Players strap on headsets, and find themselves in an immersive 360-degree environment. As STRIVR describes it on its website, “you may physically be in the classroom, but in the VR headset you’re right back on the field,” complete with audio. Coaches can talk to players, ask questions as they go through plays and help quarterbacks better understand how to react. When game day rolls around, as former Stanford quarterback Kevin Hogan can attest, virtual reality has already primed the brain to react as scenarios unfold.

“If you’re studying from the QB’s perspective, going through reads, looking at the depth of the linebackers, how quickly the windows close, (the virtual reality) is beneficial,” Hogan told The Mercury News in 2015.

Benefit: Making the Unfamiliar, Familiar

The real-life, game-like scenarios as seen from the quarterback position can be leveraged in all kinds of ways; and not just for a starting quarterback’s game-day preparation.

Second and third string quarterbacks, who often don’t get many live snaps (or many snaps during practice,) can get a stronger sense of what it’s like on the field, playing in a live game. New players can strap on headsets and quickly learn the playbook, while players returning or rehabbing from injuries can practice without physical contact.

Stanford football coach David Shaw told that, “If I can get the quarterback’s mind to feel like, ‘Hey, I’ve been here before,’ he can make quicker decisions. He can anticipate what’s gonna happen, which heightens our chances of success.”

Virtual Library

But this goes beyond making in-game scenarios familiar. The use of VR technology, like that developed by STRIVR, also helps cut down on practice time without sacrificing quality or incurring injuries. It also creates a “library of things,” as Shaw put it, that players can learn. That knowledge can translate into more completed passes on the field. It can also apply to other sports, like smoother swings in baseball, better free-throw percentages in basketball, even more goalie saves in ice hockey or soccer.

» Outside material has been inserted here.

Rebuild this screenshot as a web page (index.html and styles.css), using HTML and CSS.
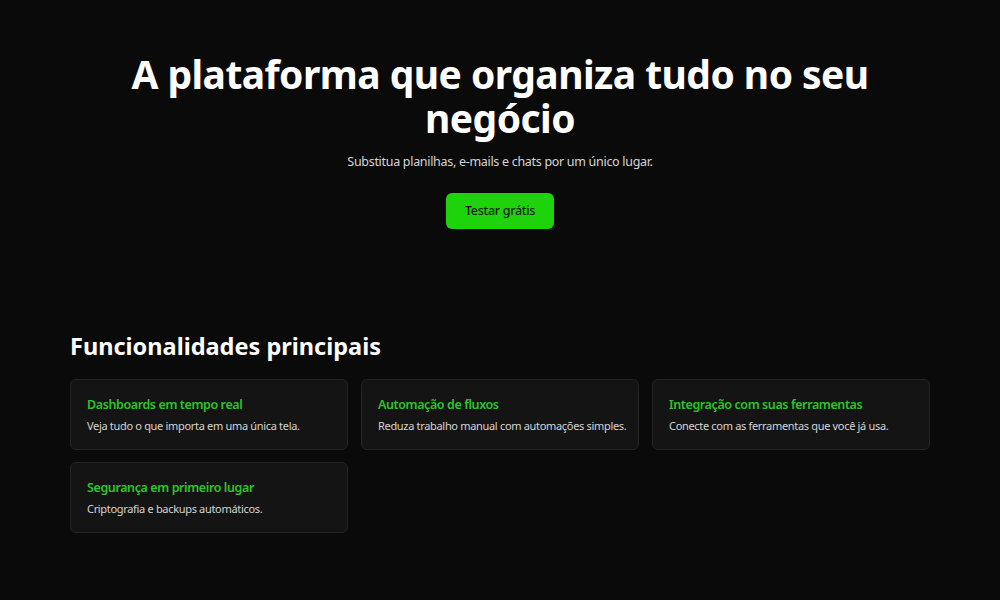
FILE: index.html
```html
<!DOCTYPE html>
<html lang="pt-BR">
<head>
<meta charset="utf-8">
<title>Plataforma</title>
<link rel="stylesheet" href="styles.css">
</head>
<body>
<main class="page">
  <section class="hero">
    <h1 class="hero-title">A plataforma que organiza tudo no seu negócio</h1>
    <p class="hero-sub">Substitua planilhas, e-mails e chats por um único lugar.</p>
    <a class="cta" href="#">Testar grátis</a>
  </section>
  <section class="features">
    <h2 class="features-title">Funcionalidades principais</h2>
    <div class="grid">
      <div class="card">
        <h3 class="card-title">Dashboards em tempo real</h3>
        <p class="card-text">Veja tudo o que importa em uma única tela.</p>
      </div>
      <div class="card">
        <h3 class="card-title">Automação de fluxos</h3>
        <p class="card-text">Reduza trabalho manual com automações simples.</p>
      </div>
      <div class="card">
        <h3 class="card-title">Integração com suas ferramentas</h3>
        <p class="card-text">Conecte com as ferramentas que você já usa.</p>
      </div>
      <div class="card">
        <h3 class="card-title">Segurança em primeiro lugar</h3>
        <p class="card-text">Criptografia e backups automáticos.</p>
      </div>
    </div>
  </section>
</main>
</body>
</html>
```

FILE: styles.css
```css
* { box-sizing: border-box; }
html, body {
  margin: 0;
  background: #0b0a0a;
  color: #ffffff;
  font-family: "Noto Sans", "Open Sans", sans-serif;
}
.page {
  max-width: 860px;
  margin: 0 auto;
}
.hero {
  padding-top: 52px;
  display: flex;
  flex-direction: column;
  align-items: center;
  text-align: center;
}
.hero-title {
  margin: 0;
  max-width: 800px;
  font-size: 39px;
  line-height: 44px;
  font-weight: 700;
  letter-spacing: -0.55px;
}
.hero-sub {
  margin: 12px 0 0;
  font-size: 12.5px;
  line-height: 20px;
  letter-spacing: -0.3px;
  color: #d6d6d6;
}
.cta {
  margin-top: 21px;
  display: inline-block;
  background: #1fd30c;
  color: #0b1a08;
  text-decoration: none;
  font-size: 12.5px;
  font-weight: 500;
  letter-spacing: -0.3px;
  line-height: 20px;
  padding: 8px 19px;
  border-radius: 6px;
}
.features {
  margin-top: 103px;
}
.features-title {
  margin: 0 0 18px;
  font-size: 23.5px;
  line-height: 29px;
  font-weight: 700;
}
.grid {
  display: grid;
  grid-template-columns: repeat(3, 1fr);
  gap: 12px 13px;
}
.card {
  background: #141414;
  border: 1px solid #242424;
  border-radius: 6px;
  padding: 15px 10px 14px 16px;
}
.card-title {
  margin: 0;
  font-size: 12.5px;
  line-height: 20px;
  font-weight: 600;
  letter-spacing: -0.4px;
  color: #2cc52a;
}
.card-text {
  margin: 2px 0 0;
  font-size: 11px;
  line-height: 18px;
  letter-spacing: -0.32px;
  color: #d4d4d4;
}
```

And more teams, not just those in college football, want in. According to a recent article from Motherboard, STRIVR is working with 25 different teams across the NFL, NHL, MLB and the NBA. Stanford isn’t the only college football program, either.  Other programs, including Auburn, Arkansas, Vanderbilt, Temple and the University of Utah have embraced VR training and what it can do to enhance a player’s experience on—and off—the field.